A member of Teachers Unite, Matthew Guldin, asked, “Why not require that each school commit to using a positive discipline program school-wide this September?” He stated that there are many options out there such as peer mediation, anti-bullying campaigns, conflict resolution programs, restorative circles and more.

“Having a school-wide positive discipline program in place would significantly cut the need for suspension in the first place, and a mandate to do this from the Office of Safety and Youth Development would make it clear to all schools that prevention and guidance are the necessary first choices that must be employed when responding to student misbehavior,” Guldin went on to say.

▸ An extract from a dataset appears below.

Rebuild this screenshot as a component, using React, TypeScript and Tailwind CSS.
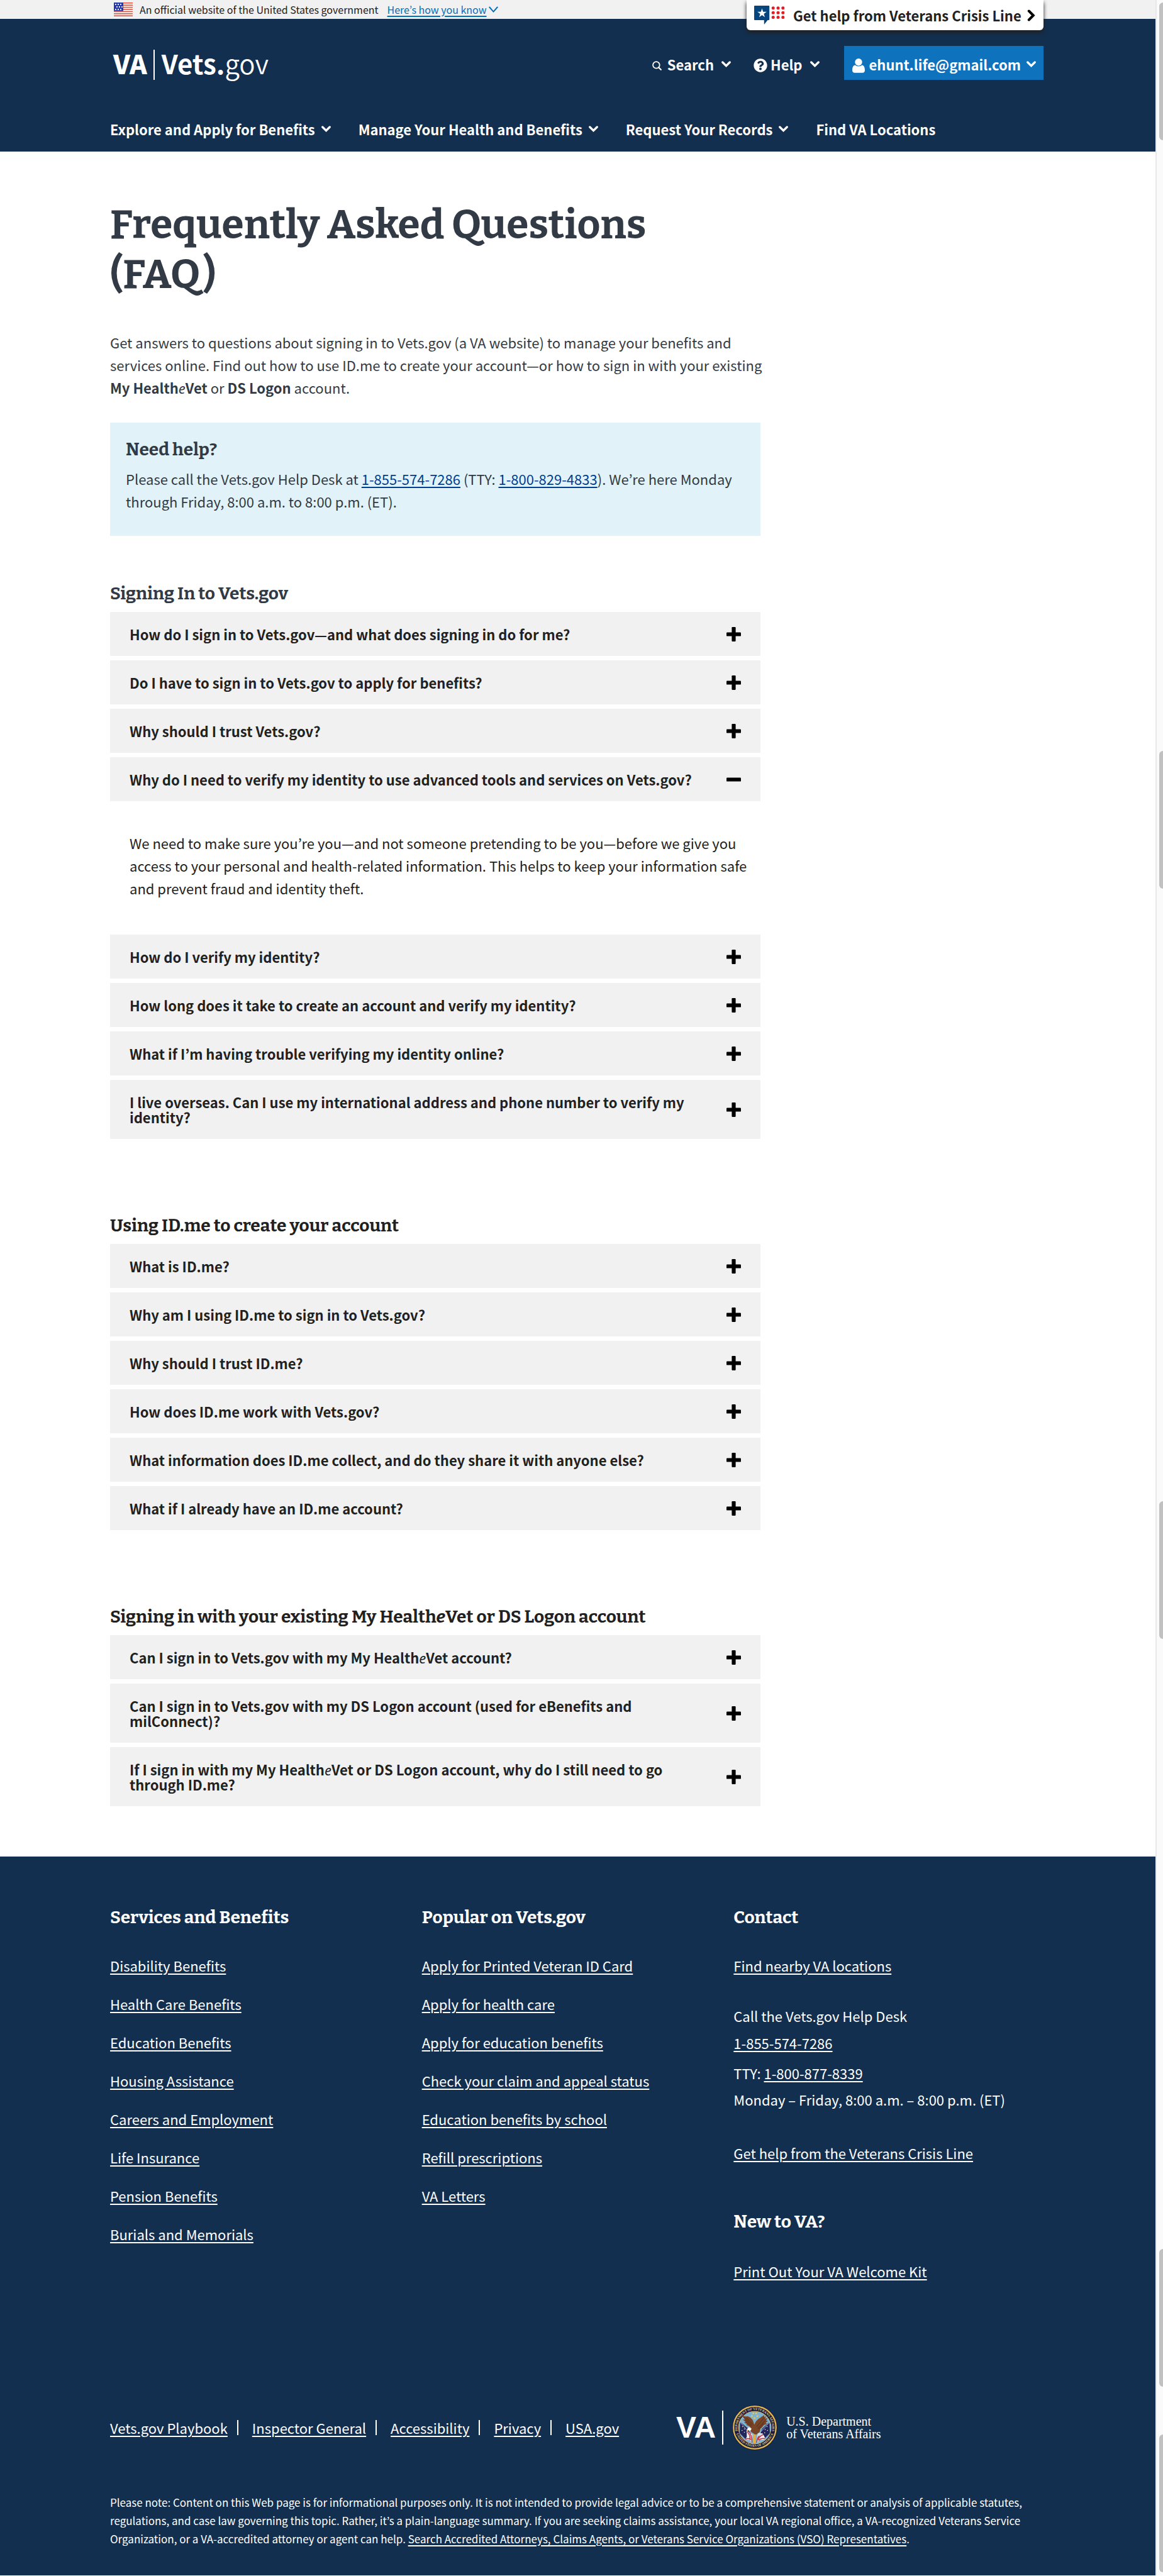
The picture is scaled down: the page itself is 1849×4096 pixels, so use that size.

“One time, I had to use the bathroom really badly and the teacher wouldn’t let me go so I walked out,” said Jamail Branch, a youth leader at Youth Ministries for Peace and Justice at the Press Conference. “The dean saw me and asked for my pass. I told him I didn’t have one and I was going to the bathroom. He told me to hurry up and go back to class. While I was walking back to class, the same dean stopped me and told me to give him my ID. I told him that he just saw me, but he continued to write me up. He then told me to go with him to the office, and that’s when they told me I was suspended for three days.

Branch added that suspension didn’t really work because all it did was take him out of class for three days. “There were alternative solutions instead of suspension. The dean could have walked me to class or taken me to my counselor.”

Representatives from DOE were contacted for a statement, but by the time the AmNews went to press this week, no one was available for comment.